Voices of Humanitarian Designers: An Interview with Michael Njogu
- Interview
Introduction
Michael Njogu is a Strategic Product Designer.
A product and delivery-oriented professional with a background in UX and product design, experienced in building and operating complex digital products and internal systems across corporate, non-profit, and humanitarian environments. His work sits at the intersection of user research, product strategy, and execution, often in contexts with high constraints, multiple stakeholders, and real-world impact.
Can you tell us about a particular project you’ve worked on that illustrates what humanitarian design looks like in practice? How has this project impacted your personal growth? Were you able to build trust and make the design process work?
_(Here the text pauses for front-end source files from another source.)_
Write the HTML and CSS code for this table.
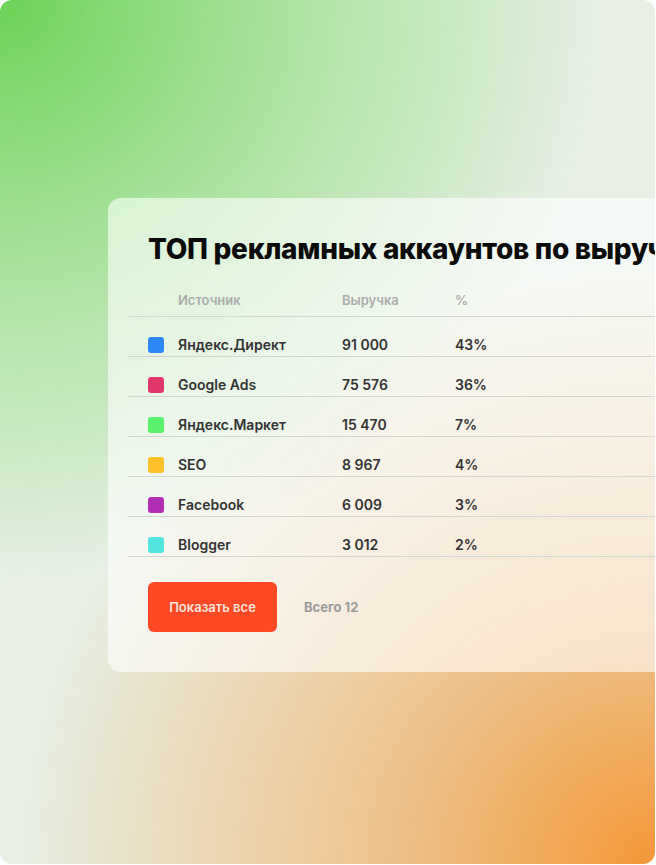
FILE: index.html
```html
<!DOCTYPE html>
<html lang="ru">
<head>
<meta charset="utf-8">
<link rel="stylesheet" href="styles.css">
</head>
<body>
<div class="frame">
  <div class="card">
    <h1 class="title">ТОП рекламных аккаунтов по выручке</h1>
    <div class="table">
      <div class="row head">
        <span></span><span>Источник</span><span>Выручка</span><span>%</span>
      </div>
      <div class="row"><span class="sw blue"></span><span>Яндекс.Директ</span><span>91 000</span><span>43%</span></div>
      <div class="row"><span class="sw pink"></span><span>Google Ads</span><span>75 576</span><span>36%</span></div>
      <div class="row"><span class="sw green"></span><span>Яндекс.Маркет</span><span>15 470</span><span>7%</span></div>
      <div class="row"><span class="sw yellow"></span><span>SEO</span><span>8 967</span><span>4%</span></div>
      <div class="row"><span class="sw purple"></span><span>Facebook</span><span>6 009</span><span>3%</span></div>
      <div class="row"><span class="sw cyan"></span><span>Blogger</span><span>3 012</span><span>2%</span></div>
    </div>
    <div class="footer">
      <button class="btn">Показать все</button>
      <span class="total">Всего 12</span>
    </div>
  </div>
</div>
</body>
</html>
```
FILE: styles.css
```css
html, body {
  margin: 0;
  padding: 0;
  background: #ffffff;
}
body {
  font-family: Inter, "Noto Sans", sans-serif;
}
.frame {
  width: 655px;
  height: 864px;
  border-radius: 12px;
  overflow: hidden;
  box-sizing: border-box;
  padding: 198px 0 0 108px;
  background:
    radial-gradient(ellipse 600px 580px at 0 0, rgba(108, 211, 86, 1) 0%, rgba(108, 211, 86, 0.55) 40%, rgba(108, 211, 86, 0) 100%),
    radial-gradient(ellipse 640px 600px at 100% 100%, rgba(243, 152, 56, 1) 0%, rgba(243, 152, 56, 0.55) 38%, rgba(243, 152, 56, 0) 100%),
    #e7efe5;
}
.card {
  width: 640px;
  box-sizing: border-box;
  padding: 34px 0 40px 40px;
  border-radius: 13px;
  background: rgba(255, 255, 255, 0.6);
}
.title {
  margin: 0;
  font-size: 28px;
  line-height: 34px;
  font-weight: 800;
  color: #0b0b0b;
  white-space: nowrap;
  letter-spacing: -0.3px;
}
.table {
  margin-top: 19px;
  margin-left: -20px;
}
.row {
  display: grid;
  grid-template-columns: 20px 16px 14px 164px 113px 1fr;
  grid-template-areas: "pad sw gap name rev pct";
  align-items: center;
  padding: 20px 0 3px;
  border-bottom: 1px solid #d3d6d0;
  font-size: 14px;
  line-height: 16px;
  font-weight: 600;
  color: #333333;
}
.row > span:nth-child(1) { grid-area: sw; }
.row > span:nth-child(2) { grid-area: name; }
.row > span:nth-child(3) { grid-area: rev; }
.row > span:nth-child(4) { grid-area: pct; }
.row.head {
  padding: 7px 0 8px;
  color: #ababab;
  font-size: 13px;
  font-weight: 600;
}
.sw {
  width: 16px;
  height: 16px;
  border-radius: 3px;
}
.blue { background: #2d87f7; }
.pink { background: #e0386a; }
.green { background: #5af06c; }
.yellow { background: #fdc12a; }
.purple { background: #b22fb3; }
.cyan { background: #52e5df; }
.footer {
  display: flex;
  align-items: center;
  gap: 27px;
  margin-top: 25px;
}
.btn {
  width: 129px;
  height: 50px;
  border: none;
  border-radius: 6px;
  background: #ff4824;
  color: #fde3dc;
  font-family: Inter, "Noto Sans", sans-serif;
  font-size: 13px;
  font-weight: 600;
  padding: 0;
}
.total {
  font-size: 13px;
  font-weight: 700;
  color: #9a9a9a;
}
```
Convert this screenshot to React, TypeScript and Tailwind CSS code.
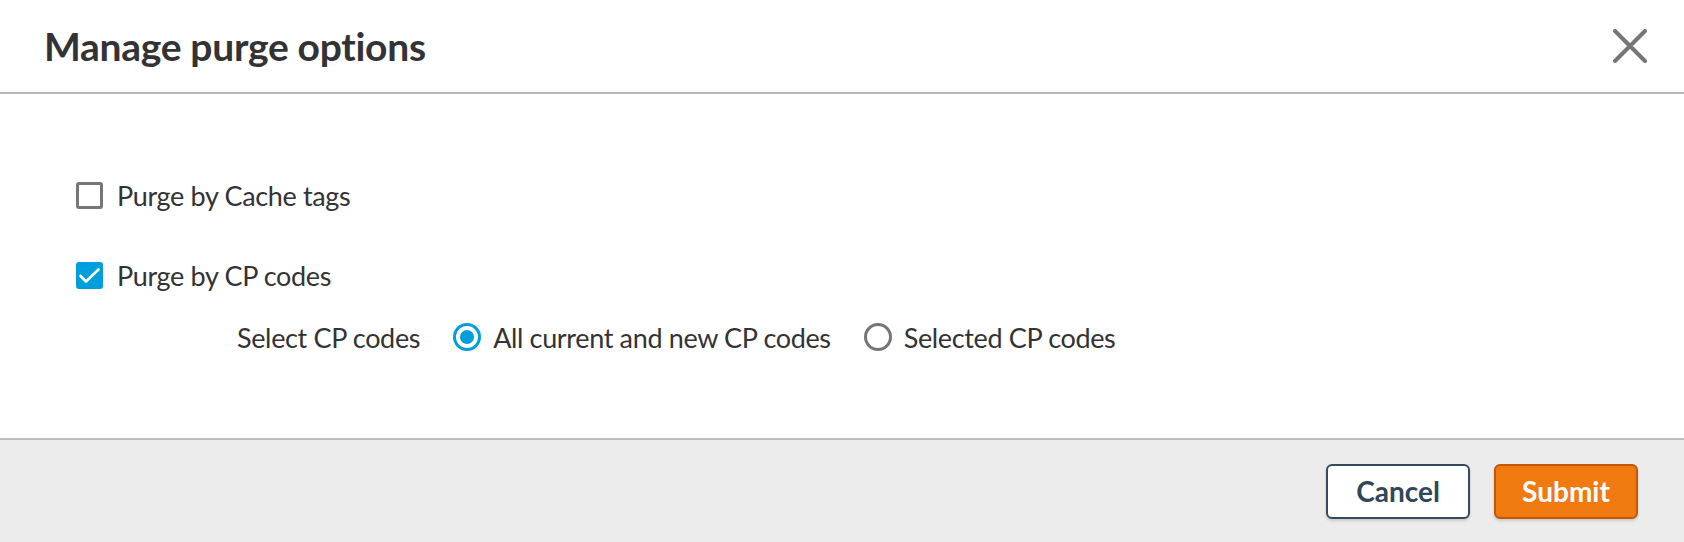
import React from "react";

const font = { fontFamily: '"Lato", "Open Sans", sans-serif' };

function CheckBox({ checked }: { checked: boolean }) {
  if (checked) {
    return (
      <span className="block h-[27px] w-[27px] rounded-[3px] bg-[#009fdb]">
        <svg width="27" height="27" viewBox="0 0 27 27" fill="none">
          <path d="M4.5 14 L10 19.5 L22.5 7.5" stroke="white" strokeWidth="2.6" strokeLinecap="round" strokeLinejoin="round" />
        </svg>
      </span>
    );
  }
  return <span className="block h-[27px] w-[27px] rounded-[3px] border-[3px] border-[#767676] bg-white" />;
}

function Radio({ checked }: { checked: boolean }) {
  return checked ? (
    <span className="flex h-[28px] w-[28px] items-center justify-center rounded-full border-[3px] border-[#009fdb]">
      <span className="block h-[14px] w-[14px] rounded-full bg-[#009fdb]" />
    </span>
  ) : (
    <span className="block h-[28px] w-[28px] rounded-full border-[3px] border-[#767676]" />
  );
}

export default function App() {
  return (
    <div className="flex h-[542px] w-full flex-col bg-white text-[#333336]" style={font}>
      <div className="flex h-[94px] items-center justify-between border-b-2 border-[#b8b8b8] pl-[44px] pr-[36px]">
        <h1 className="text-[39px] font-bold leading-none tracking-[-0.3px] text-[#333336]">Manage purge options</h1>
        <svg width="36" height="34" viewBox="0 0 36 34" fill="none">
          <path d="M3 2 L33 32 M33 2 L3 32" stroke="#767676" strokeWidth="4" strokeLinecap="round" />
        </svg>
      </div>

      <div className="flex flex-1 flex-col pl-[76px] pt-[88px] text-[27px] leading-none tracking-[-0.35px]">
        <label className="flex h-[27px] items-center gap-[14px]">
          <CheckBox checked={false} />
          <span>Purge by Cache tags</span>
        </label>
        <label className="mt-[53px] flex h-[27px] items-center gap-[14px]">
          <CheckBox checked={true} />
          <span>Purge by CP codes</span>
        </label>
        <div className="ml-[161px] mt-[34px] flex h-[28px] items-center">
          <span className="mr-[33px]">Select CP codes</span>
          <label className="flex items-center gap-[12px]">
            <Radio checked={true} />
            <span>All current and new CP codes</span>
          </label>
          <label className="ml-[33px] flex items-center gap-[12px]">
            <Radio checked={false} />
            <span>Selected CP codes</span>
          </label>
        </div>
      </div>

      <div className="flex h-[104px] items-center justify-end gap-[24px] border-t-2 border-[#bdbdbd] bg-[#ececec] pr-[46px]">
        <button className="h-[55px] w-[144px] rounded-[6px] border-2 border-[#344a5e] bg-white text-[28px] font-bold text-[#2f4759] shadow-[0_2px_3px_rgba(0,0,0,0.15)]">
          Cancel
        </button>
        <button className="h-[55px] w-[144px] rounded-[6px] border-2 border-[#c0580a] bg-[#f07a10] text-[28px] font-bold text-white shadow-[0_2px_3px_rgba(0,0,0,0.15)]">
          Submit
        </button>
      </div>
    </div>
  );
}
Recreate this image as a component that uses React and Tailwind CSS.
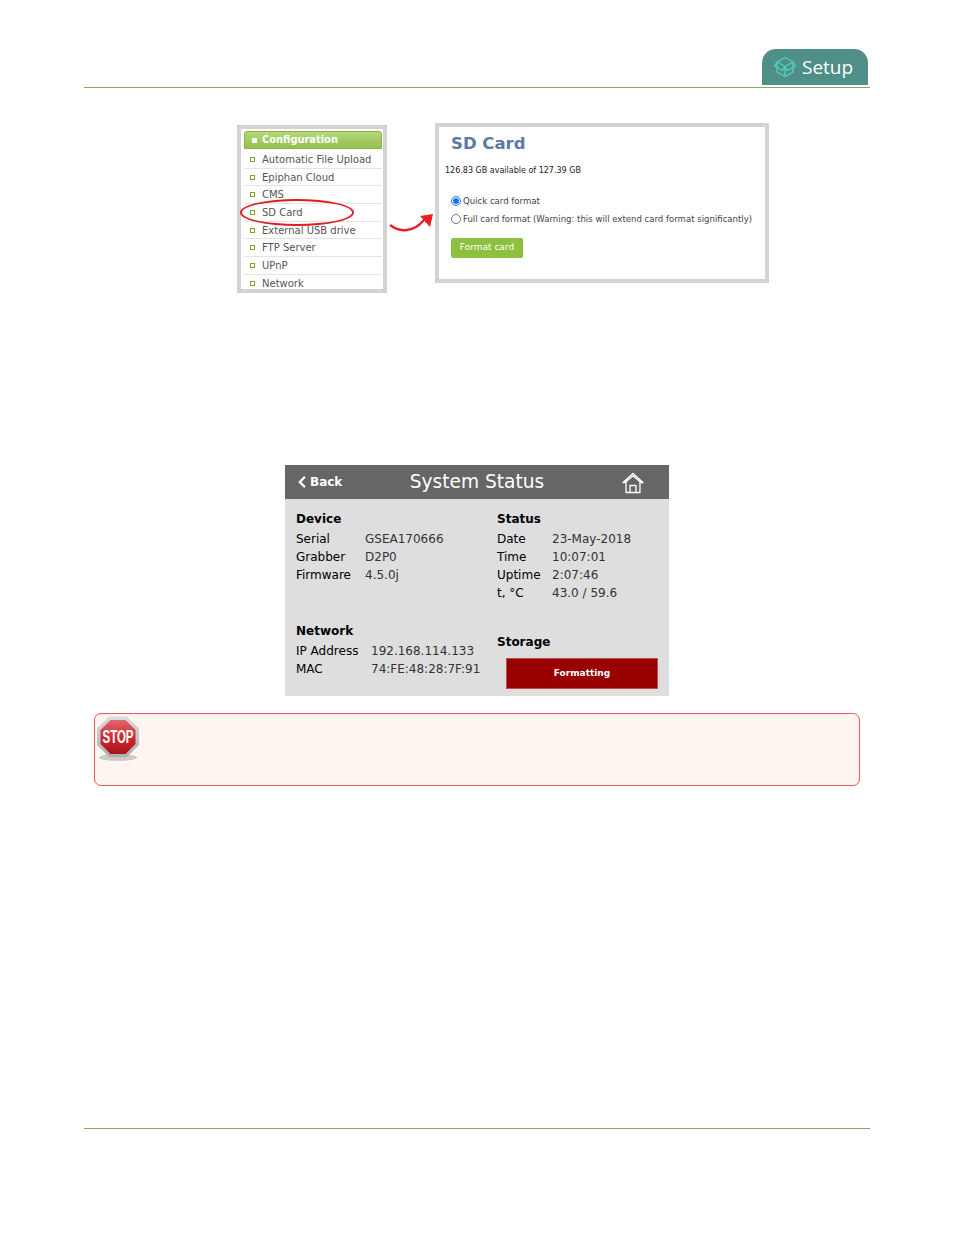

One project that shaped my understanding of humanitarian design was my involvement in supporting Restoring Family Links (RFL) services with the International Committee of the Red Cross (ICRC) during two field missions to Kakuma Refugee Camp in Northern Kenya (2023-2024). For more than 300,000 refugees living in Kakuma, being able to contact a separated family member is crucial. When I joined the initiative, the service was facing a 70% budget cut. At first, the question seemed straightforward: How do we continue with fewer resources? But once we arrived in the field, the question changed to: How do we redesign the service to keep it sustainable and dignified? What I found challenged my original assumptions. Connectivity was capped at two-minute calls and fifteen minutes of Internet. Devices were old and failing. Offices were overcrowded. Yet the Kenya Red Cross staff and volunteers showed up every day to keep the services running. Because direct interviews with beneficiaries weren’t always appropriate in a tense operational environment, I adapted my research approach: shadowing volunteers, observing the infrastructure, and treating frontline staff as the field experts. Through this, I learned that good research adapts to context. One of the turning points came when we reframed the problem. Instead of accepting scarcity as inevitable, we examined whether resources were being used effectively. Working closely with ICT and other key stakeholders, we uncovered that pay-per-use connectivity was significantly more expensive than fixed subscriptions. This opened the door for new possibilities, such as bundled voice & data plans, piloting Starlink and investing in repairable devices, ultimately shifting the conversation from rationing services to expanding them responsibly. This changed how I define success. It’s not always about launching something new; sometimes, it’s about restructuring what exists so that more people can access it with dignity.
What types of challenges have you encountered in your practice? Do you have a quote, guidelines, something that frames or gives purpose to your work?
Infrastructure is fragile, resources are finite, and decisions have real human consequences.
One persistent challenge I’ve encountered is resisting the choice of speed over care.
Urgency is often real, but moving too quickly without community involvement can create solutions that look good on paper but don’t address the real problem.
Another challenge is confronting institutional narratives. In Kakuma, the phrase “there’s no money” had become an accepted truth. Yet when we examined the system more closely, the issue was not simply funding; it was spending models and assumptions that had gone unquestioned.
Is there something you’ve learned from your experience that changed the way you approach humanitarian design today?
Earlier in my career, I believed my job was to design solutions that looked brilliant.
Humanitarian work taught me something better: our greatest contribution as designers is often reframing the problem itself.
I’ve also learned that not every problem requires innovation; sometimes the most
responsible act is extending the life of something that already works.
This work has made me more patient, more systemic in my thinking, and more attentive to unintended consequences.
What would you tell someone new to humanitarian design about what really matters when doing this kind of work?
Be humble. Listen. Observe. Don’t be quick with solutions.
Technical skills matter, but your mindset determines impact. Understand the context you’re working in before proposing changes. The communities you serve are already experts in their own realities.
Spend your first days observing and asking questions, not sketching solutions. Recognize that sometimes, the best intervention is to support what exists, not replace it.
Progress may feel much slower than the pace of commercial design, but small
improvements in humanitarian settings often carry profound weight.
Where do you find inspiration or perspective outside of your professional work? This could be something personal, creative, or simply grounding.
Outside of design, I’m naturally drawn to learning, especially things that challenge me to think differently from my day-to-day work. There’s something satisfying about starting from zero and allowing yourself to grow without the pressure of expertise.